Mailing List Archive

Fwd: [JuliaLang] Pkg downtime incident
And this is why one should't depend on external services for critical stuff.
Beautiful example.

---------- Weitergeleitete Nachricht ----------

Betreff: [JuliaLang] Pkg downtime incident
Datum: Mittwoch, 5. August 2020, 01:08:13 EEST
Von: Keno Fischer via JuliaLang <julialang@discoursemail.com>
An: huettel@gmail.com




Earlier today, several users started seeing issues installing packages.

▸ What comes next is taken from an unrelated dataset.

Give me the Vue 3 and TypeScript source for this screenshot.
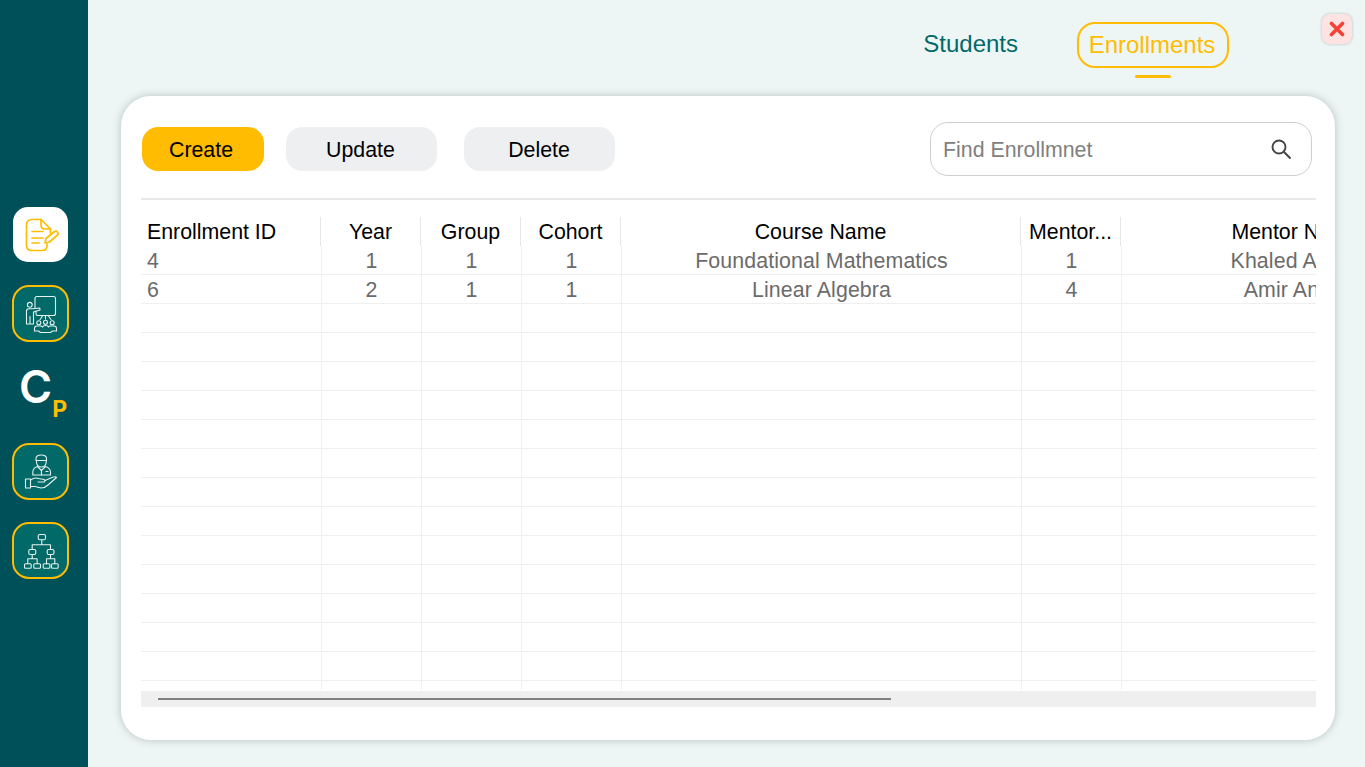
<script setup lang="ts">
interface Column {
  label: string
  width: number
  start?: boolean
}

const columns: Column[] = [
  { label: 'Enrollment ID', width: 180, start: true },
  { label: 'Year', width: 100 },
  { label: 'Group', width: 100 },
  { label: 'Cohort', width: 100 },
  { label: 'Course Name', width: 400 },
  { label: 'Mentor...', width: 100 },
  { label: 'Mentor Name', width: 350 }
]

const enrollments: string[][] = [
  ['4', '1', '1', '1', 'Foundational Mathematics', '1', 'Khaled Anwar'],
  ['6', '2', '1', '1', 'Linear Algebra', '4', 'Amir Anbar']
]

// the grid shows empty lines under the data, the last one cut off
const rows: string[][] = [
  ...enrollments,
  ...Array.from({ length: 14 }, () => columns.map(() => ''))
]
</script>

<template>
  <div class="page">
    <aside class="sidebar">
      <button type="button" class="side-btn side-btn--active">
        <svg class="side-icon" viewBox="0 0 40 40" fill="none" stroke="#ffbc00" stroke-width="1.7" stroke-linecap="round" stroke-linejoin="round">
          <path d="M20 4.500H11Q5.500 4.500 5.500 10V30.500Q5.500 35.500 11 35.500H21Q26 35.500 26 31V29" />
          <path d="M20 4.500L29.500 14V18.500" />
          <path d="M20 4.500V10Q20 14 24 14H29.500" />
          <path d="M11 16.500H22M11 23H22M11 28H18" />
          <path d="M24 28L25 23.500L33.500 16.500Q35 15.500 36.500 17Q37.800 18.500 36.500 20L28.500 27Z" />
        </svg>
      </button>
      <button type="button" class="side-btn">
        <svg class="side-icon" viewBox="0 0 40 40" fill="none" stroke="#e6f2f0" stroke-width="1.1" stroke-linecap="round" stroke-linejoin="round">
          <path d="M14 13.500V4.500Q14 2.500 16 2.500H32.500Q34.500 2.500 34.500 4.500V19.500Q34.500 21.500 32.500 21.500H16.500Q15 21.500 15 19.500V17" />
          <circle cx="8.800" cy="10.800" r="2.400" />
          <path d="M5.500 30V17Q5.500 14.800 7.800 14.800H11.500L18.800 14L19 16L12.500 18V30H9V22.500V30H5.500" />
          <path d="M24.500 22V25M21.500 22L19 25.500M27.500 22L30 25.500" />
          <circle cx="17.800" cy="28.800" r="2" />
          <circle cx="24.500" cy="28.200" r="2" />
          <circle cx="31.200" cy="28.800" r="2" />
          <path d="M13.500 37V34.500Q13.500 32 16 32H19.500Q21 32 21.500 33Q22 31.500 24.500 31.500Q27 31.500 27.500 33Q28 32 29.500 32H33Q35.500 32 35.500 34.500V37H31.500L29.500 38.500H19.500L17.500 37Z" />
        </svg>
      </button>
      <div class="logo">
        <span class="logo__c">C</span>
        <span class="logo__p">P</span>
      </div>
      <button type="button" class="side-btn">
        <svg class="side-icon" viewBox="0 0 40 40" fill="none" stroke="#e6f2f0" stroke-width="1.1" stroke-linecap="round" stroke-linejoin="round">
          <path d="M15 7Q14.800 3 20.200 3Q25.800 3 25.500 7V8.500H15Z" />
          <path d="M15.500 8.500V10.500Q16.200 15 20.400 15Q24.500 15 25.200 10.500V8.500" />
          <path d="M16.500 14.500Q11.800 16 11.800 20.500V23H29.500V20.500Q29.500 16 24.500 14.500L20.400 18.500Z" />
          <path d="M20.400 18.500V23M25 19.500H27" />
          <path d="M4.500 27H9.500V36H4.500Z" />
          <path d="M9.500 28Q14 25 17.500 26.500L23 27.500Q25 28.500 23 30H17" />
          <path d="M24 28.500L31 25.500Q34.500 24 35.500 25.500L27 33Q24 36 20 36L14 34.500H9.500" />
        </svg>
      </button>
      <button type="button" class="side-btn side-btn--last">
        <svg class="side-icon" viewBox="0 0 40 40" fill="none" stroke="#e6f2f0" stroke-width="1.1" stroke-linecap="round" stroke-linejoin="round">
          <rect x="17.200" y="3.500" width="7.300" height="5.300" rx="1.500" />
          <rect x="7.800" y="18.500" width="7" height="5" rx="1.500" />
          <rect x="26.200" y="18.500" width="6.800" height="5" rx="1.500" />
          <rect x="3.500" y="32.800" width="6.700" height="4.500" rx="1" />
          <rect x="12.800" y="32.800" width="6.700" height="4.500" rx="1" />
          <rect x="22.200" y="32.800" width="6.700" height="4.500" rx="1" />
          <rect x="30.500" y="32.800" width="6.700" height="4.500" rx="1" />
          <path d="M20.800 8.800V13.800M11.200 18.500V13.800H29.500V18.500" />
          <path d="M11.200 23.500V27.800M6.800 32.800V27.800H16.100V32.800" />
          <path d="M29.500 23.500V27.800M25.500 32.800V27.800H33.800V32.800" />
        </svg>
      </button>
    </aside>

    <main class="content">
      <nav class="tabs">
        <div class="tab">
          <span class="tab__label">Students</span>
        </div>
        <div class="tab tab--active">
          <span class="tab__label">Enrollments</span>
          <span class="tab__bar"></span>
        </div>
      </nav>

      <button type="button" class="close" aria-label="Close">
        <svg viewBox="0 0 16 16" width="16" height="16" fill="none" stroke="#f44336" stroke-width="3.600" stroke-linecap="round">
          <path d="M2.500 2.500L13.500 13.500M13.500 2.500L2.500 13.500" />
        </svg>
      </button>

      <section class="card">
        <div class="toolbar">
          <div class="actions">
            <button type="button" class="action action--create">Create</button>
            <button type="button" class="action action--update">Update</button>
            <button type="button" class="action action--delete">Delete</button>
          </div>
          <label class="search">
            <input class="search__input" type="text" placeholder="Find Enrollmnet" />
            <svg viewBox="0 0 24 24" width="24" height="24" fill="none" stroke="#444" stroke-width="1.900" stroke-linecap="round">
              <circle cx="10" cy="10" r="6.500" />
              <path d="M15 15L21 21" />
            </svg>
          </label>
        </div>

        <div class="grid">
          <div class="grid__head">
            <div
              v-for="col in columns"
              :key="col.label"
              class="head-cell"
              :class="{ 'head-cell--start': col.start }"
              :style="{ width: col.width + 'px' }"
            >
              {{ col.label }}
            </div>
          </div>
          <div class="grid__body">
            <div v-for="(row, r) in rows" :key="r" class="grid__row">
              <div
                v-for="(col, c) in columns"
                :key="col.label"
                class="cell"
                :class="{ 'cell--start': col.start }"
                :style="{ width: col.width + 'px' }"
              >
                {{ row[c] }}
              </div>
            </div>
          </div>
          <div class="scrollbar">
            <div class="scrollbar__thumb"></div>
          </div>
        </div>
      </section>
    </main>
  </div>
</template>

<style scoped>
.page {
  display: flex;
  height: 767px;
  font-family: "Liberation Sans", Arial, sans-serif;
}

.sidebar {
  flex: 0 0 88px;
  display: flex;
  flex-direction: column;
  align-items: center;
  padding: 207px 7px 0 0;
  box-sizing: border-box;
  background: #00505a;
}

.side-btn {
  display: flex;
  align-items: center;
  justify-content: center;
  flex: 0 0 57px;
  width: 57px;
  padding: 0;
  border: 2px solid #ffbc00;
  border-radius: 17px;
  background: #016967;
}

.side-btn--last {
  margin-top: 22px;
}

.side-btn--active {
  flex: 0 0 55px;
  width: 55px;
  margin-bottom: 23px;
  border: none;
  border-radius: 15px;
  background: #fff;
}

.side-icon {
  flex: none;
  width: 40px;
  height: 40px;
}

.logo {
  flex: 0 0 101px;
  display: flex;
  align-items: flex-start;
  justify-content: center;
  box-sizing: border-box;
  width: 81px;
  padding: 21px 0 0 5px;
  font-family: Inter, sans-serif;
  font-weight: 600;
}

.logo__c {
  color: #fff;
  font-size: 45px;
  line-height: 47px;
}

.logo__p {
  margin-top: 32px;
  color: #ffbc00;
  font-size: 23px;
  font-weight: 700;
  line-height: 28px;
}

.content {
  position: relative;
  flex: 1;
  display: flex;
  flex-direction: column;
  background: #eef6f5;
}

.tabs {
  flex: 0 0 96px;
  display: flex;
  align-items: flex-start;
  justify-content: flex-end;
  gap: 59px;
  box-sizing: border-box;
  padding: 22px 136px 0 0;
}

.tab {
  display: flex;
  flex-direction: column;
  align-items: center;
  gap: 7px;
}

.tab__label {
  font-size: 24px;
  line-height: 44px;
  color: #00696b;
}

.tab--active .tab__label {
  box-sizing: border-box;
  width: 152px;
  height: 46px;
  padding-right: 2px;
  border: 2px solid #ffbc00;
  border-radius: 18px;
  color: #ffbc00;
  line-height: 42px;
  text-align: center;
}

.tab__bar {
  width: 36px;
  height: 3px;
  border-radius: 2px;
  background: #ffbc00;
}

.close {
  position: absolute;
  top: 14px;
  right: 13px;
  display: flex;
  align-items: center;
  justify-content: center;
  width: 30px;
  height: 30px;
  padding: 0;
  border: none;
  border-radius: 8px;
  background: #fde3e1;
  box-shadow: 0 0 3px rgba(0, 0, 0, 0.25);
}

.card {
  box-sizing: border-box;
  width: 1214px;
  height: 644px;
  margin-left: 33px;
  padding: 26px 19px 0 20px;
  border-radius: 30px;
  background: #fff;
  box-shadow: 0 0 8px rgba(0, 40, 40, 0.25);
}

.toolbar {
  display: flex;
  align-items: center;
  justify-content: space-between;
  padding: 0 4px 22px 1px;
  border-bottom: 2px solid #e8e8e8;
}

.actions {
  display: flex;
}

.action {
  height: 44px;
  padding: 2px 0 0;
  border: none;
  border-radius: 16px;
  background: #eeeff1;
  color: #000;
  font-family: inherit;
  font-size: 21.33px;
}

.action--create {
  width: 122px;
  margin-right: 22px;
  padding-right: 4px;
  background: #ffbc00;
}

.action--update {
  width: 151px;
  margin-right: 27px;
  padding-right: 2px;
}

.action--delete {
  width: 151px;
  padding-right: 1px;
}

.search {
  display: flex;
  align-items: center;
  box-sizing: border-box;
  width: 382px;
  height: 54px;
  padding: 0 18px 0 12px;
  border: 1px solid #cfcfcf;
  border-radius: 18px;
}

.search__input {
  flex: 1;
  min-width: 0;
  padding: 2px 0 0;
  border: none;
  outline: none;
  background: none;
  font-family: inherit;
  font-size: 21.33px;
}

.search__input::placeholder {
  color: #808080;
}

.grid {
  width: 1175px;
  margin-top: 17px;
  overflow: hidden;
}

.grid__head {
  display: flex;
  height: 29px;
}

.head-cell {
  flex: none;
  box-sizing: border-box;
  border-right: 1px solid #e6e6e6;
  color: #000;
  font-size: 21.33px;
  line-height: 31px;
  text-align: center;
  white-space: nowrap;
}

.head-cell:last-child {
  border-right: none;
}

.head-cell--start {
  padding-left: 6px;
  text-align: left;
}

.grid__body {
  height: 444px;
  overflow: hidden;
}

.grid__row {
  display: flex;
  box-sizing: border-box;
  height: 29px;
  padding-left: 1px;
  border-bottom: 1px solid #efefef;
}

.cell {
  flex: none;
  box-sizing: border-box;
  border-right: 1px solid #efefef;
  color: #6b6b6b;
  font-size: 21.33px;
  letter-spacing: 0.1px;
  line-height: 31px;
  text-align: center;
  white-space: nowrap;
}

.cell:last-child {
  border-right: none;
}

.cell--start {
  padding-left: 5px;
  text-align: left;
}

.scrollbar {
  display: flex;
  align-items: center;
  height: 16px;
  margin-top: 1px;
  padding-left: 17px;
  background: #efefef;
}

.scrollbar__thumb {
  width: 733px;
  height: 2px;
  background: #808080;
}
</style>

<style>
body {
  overflow: hidden;
}
</style>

This
post seeks to collect all the information related to this incident.

# Impact

The issue caused installation of incorrect versions (latest master when a
prior version was requested) of packages.
- Versions of Julia prior to 1.4 will silently install the wrong version
- Windows versions of Julia 1.4.x will also silently install the wrong version
- Non-Windows versions of Julia 1.4.x will issue a warning and fall back to
git to obtain the correct version
- Julia 1.5 is unaffected when using the pkg server (which is the default),
otherwise matches 1.4 behavior

The issue has since been mitigated in the registry, so you were only affected
if you were attempting package operations on an affected version between
approximately 2pm Eastern and 3:43pm Eastern when the mitigation went into
effect.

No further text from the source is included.